The episode had whetted their interest. They knew the outlines of the information they needed. They lacked the details a cooperative grand juror could probably supply. That afternoon, Bernstein called the chief prosecutor, Earl Silbert, and asked for a list of the 23 grand jurors. Silbert refused flatly, rejecting Bernstein’s contention that the membership of the jury was a matter of public record.
Woodward asked a friend in the clerk’s office if it was possible to get a roster of the Watergate grand jury. “No way whatsoever,” he was told. “The records are secret.”
Next morning, Woodward took a cab to the courthouse.
The clerk’s office employed about 90 people. Woodward started at one end of the large complex of file rooms and after half an hour had found someone willing to direct him to a remote corner of the main file area where lists of trial and grand juries were kept. He identified himself to another clerk as a
Post
reporter and said he wanted to look through the file. The clerk looked at Woodward suspiciously. “Okay,” he said, “but you aren’t allowed to copy anything. You can’t take names. No notes. I’ll be watching.”
Woodward started going through the file drawers and finally found the master list of 1972 grand juries. Two grand juries had been sworn in on June 5. He remembered that the foreman of the Watergate grand jury had an Eastern European name and worked for the government as an economist or something like that. He found the right name on Grand Jury Number One, sworn in on June 5, 1972.

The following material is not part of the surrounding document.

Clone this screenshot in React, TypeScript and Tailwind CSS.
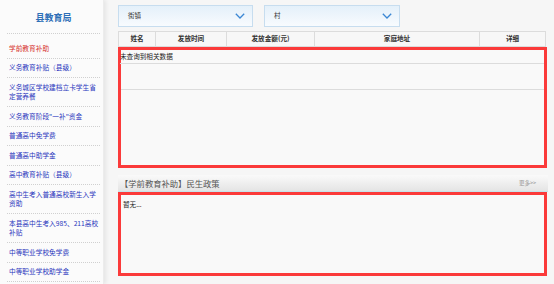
import React from 'react';

const menu = [
  { label: '学前教育补助', active: true },
  { label: '义务教育补贴（县级）' },
  { label: '义务城区学校建档立卡学生省定营养餐' },
  { label: '义务教育阶段"一补"资金' },
  { label: '普通高中免学费' },
  { label: '普通高中助学金' },
  { label: '高中教育补贴（县级）' },
  { label: '高中生考入普通高校新生入学资助' },
  { label: '本县高中生考入985、211高校补贴' },
  { label: '中等职业学校免学费' },
  { label: '中等职业学校助学金' },
];

const columns = [
  { title: '姓名', w: 'w-[37px]' },
  { title: '发放时间', w: 'w-[71px]' },
  { title: '发放金额(元)', w: 'w-[88px]' },
  { title: '家庭地址', w: 'w-[165px]' },
  { title: '详细', w: 'flex-1' },
];

const Chevron = () => (
  <svg width="10" height="6" viewBox="0 0 10 6" fill="none">
    <path d="M0.8 0.8l4.2 4.2L9.2 0.8" stroke="#3b87d4" strokeWidth="1.3" />
  </svg>
);

const Select = ({ label, w }: { label: string; w: string }) => (
  <div
    className={`${w} h-[22px] flex items-center justify-between pl-[9px] pr-[7px] border border-[#c7ddef] bg-gradient-to-b from-[#e4f0fa] to-[#f8fbfe] text-[6.5px] text-[#333]`}
  >
    <span>{label}</span>
    <Chevron />
  </div>
);

export default function App() {
  return (
    <div
      className="w-[554px] h-[284px] overflow-hidden flex bg-[#f6f6f6]"
      style={{ fontFamily: '"Noto Sans CJK SC", "Noto Sans", sans-serif' }}
    >
      {/* Sidebar */}
      <div className="w-[104px] shrink-0 h-full bg-[#fbfbfb] border-r border-[#ececec] shadow-[2px_0_4px_rgba(0,0,0,0.07)] pl-[7px] pr-[3px]">
        <div className="h-[34px] pt-[2px] flex items-center justify-center border-b border-dotted border-[#d0d0d0] text-[9px] font-bold text-[#2d6fb7]">
          县教育局
        </div>
        <ul className="mt-[5px]">
          {menu.map(item => (
            <li
              key={item.label}
              className={`py-[4.5px] pl-[2px] leading-[9.5px] text-[6.7px] border-b border-dotted border-[#d0d0d0] ${
                item.active ? 'text-[#d6302c]' : 'text-[#2a36bd]'
              }`}
            >
              {item.label}
            </li>
          ))}
        </ul>
      </div>

      {/* Main */}
      <div className="flex-1 pl-[14px] pr-[7px] pt-[5px]">
        <div className="flex gap-[11px]">
          <Select label="街镇" w="w-[135px]" />
          <Select label="村" w="w-[136px]" />
        </div>

        <div className="mt-[4px] w-[428px] h-[16px] flex border border-[#dcdcdc] bg-[#f7f7f7]">
          {columns.map((c, i) => (
            <div
              key={c.title}
              className={`${c.w} flex items-center justify-center text-[6.6px] font-bold text-[#333] ${
                i < columns.length - 1 ? 'border-r border-[#dcdcdc]' : ''
              }`}
            >
              {c.title}
            </div>
          ))}
        </div>

        <div className="w-[429px] h-[121px] border-[3px] border-[#fb3a3a] bg-[#f9f9f9]">
          <div className="h-[14px] border-b border-[#dcdcdc] flex items-center text-[6.6px] text-[#222] -ml-[1px]">
            未查询到相关数据
          </div>
          <div className="h-[26px] border-b border-[#dcdcdc]" />
        </div>

        <div className="mt-[7px] w-[430px] h-[17px] flex items-center justify-between pl-[2px] pr-[12px] bg-gradient-to-b from-[#fafafa] to-[#e4e4e4] border-b border-[#c6e3ea]">
          <span className="text-[8.3px] text-[#555]">【学前教育补助】民生政策</span>
          <span className="text-[5.5px] text-[#999]">更多&gt;&gt;</span>
        </div>

        <div className="w-[429px] h-[84px] border-[3px] border-[#fb3a3a] bg-[#f9f9f9] pl-[2px] pt-[5px] text-[6.6px] text-[#222] leading-[9px]">
          暂无...
        </div>
      </div>
    </div>
  );
}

Each of the grand jurors had filled out a small orange card listing name, age, occupation, address, home and work telephones. Woodward began sifting through the cards, then glanced over his shoulder. The clerk was sitting at his desk, about 15 feet away, staring at him. Woodward took the first four cards, set them face up in the bottom of the file drawer and began studying the names, ages, addresses, phone
numbers and occupations. It took about 10 minutes to memorize the information. He asked the clerk where the men’s room was.
Inside the washroom, Woodward went into a stall, took a notebook from his jacket pocket and wrote out what he had memorized.
Priscilla L. Woodruff, age 28, unemployed.
Trying to visualize what each of the grand jurors looked like helped him keep track of the information.
Naomi R. Williams, 56, retired teacher and elevator operator. Julian L. White, 37, janitor at George Washington University.
Woodward drew a mental picture of a coat of arms and the name of Haldeman etched beneath a pair of crossed daggers guarding a throne:
George W. Stockton,
he wrote in his notebook,
Institute of Heraldry, Department of the Army, technician, age 53.
He hitched up his trousers. Four down, 19 to go.
Woodward memorized the next five cards. Straining not to look guilty, he asked the clerk where the chief judge’s chambers were.
The man frowned. “You’re sure spending a lot of time with those files. I’m not so sure that you’re allowed to even look in there.”
Woodward said he would be back—as soon as he had checked something with the chief judge. Upstairs, in a third-floor washroom, he wrote down the five names and the other information. That left 14. At the rate he was going, the job would take all morning.
On the third try, he was able to memorize six cards. Returning from the lavatory to the file room, he asked the clerk when he went to lunch. “I don’t go out for lunch,” the man said curtly. The perfect clerk, Woodward thought ruefully: even eats at his desk. He needed to get the rest this time because the clerk was getting impatient. It took nearly 45 minutes to memorize the last eight names and accompanying details.
At the office, he typed a list of the jury members and the accompanying data. In Bradlee’s office, the editors and Bernstein and Woodward eliminated nearly half the members of the grand jury as too risky. Low-grade civil servants—especially older ones, for instance—were accustomed to doing things by the bureaucratic book, checking with their superiors, rarely relying on their own judgment. Military officers the same. They were looking for the few least likely to inform the prosecutors of a visit. The candidate would have to be bright enough to suspect that the grand-jury system had broken down in the Watergate case and be in command of the nuances of the evidence.
Ideally, the juror would be capable of outrage at the White House or the prosecutors or both; a person who was accustomed to bending rules, the type of person who valued practicality more than procedure. The exercise continued with Bernstein, Woodward and their bosses trying to psych out strangers on the basis of name, address, age, occupation, ethnic background, religion, income level. The final choices were left to the reporters.
Everyone in the room had private doubts about such a seedy venture. Bradlee, desperate for a story, and reassured by the lawyers, overcame his own. Simons doubted out loud the rightness of the exercise and worried about the paper. Rosenfeld was concerned most about the mechanics of the reporters not getting caught. Sussman was afraid that one of them, probably Bernstein, would push too hard and find a way to violate the law. Woodward wondered whether there was ever justification for a reporter to entice someone across the line of legality while standing safely on the right side himself. Bernstein, who vaguely approved of selective civil disobedience, was not concerned about breaking the law in the abstract. It was a question of
which
law, and he believed that grand-jury proceedings should be inviolate. The misgivings, however, went unstated, for the most part. The reporters’ procedure would be to identify themselves, tell the juror that they had learned from an anonymous mutual acquaintance that he or she knew something about Watergate and ask if he or she was willing to discuss the matter. They would leave unless the juror, without prodding, volunteered something. Nothing would be said about the grand jury unless the juror mentioned it.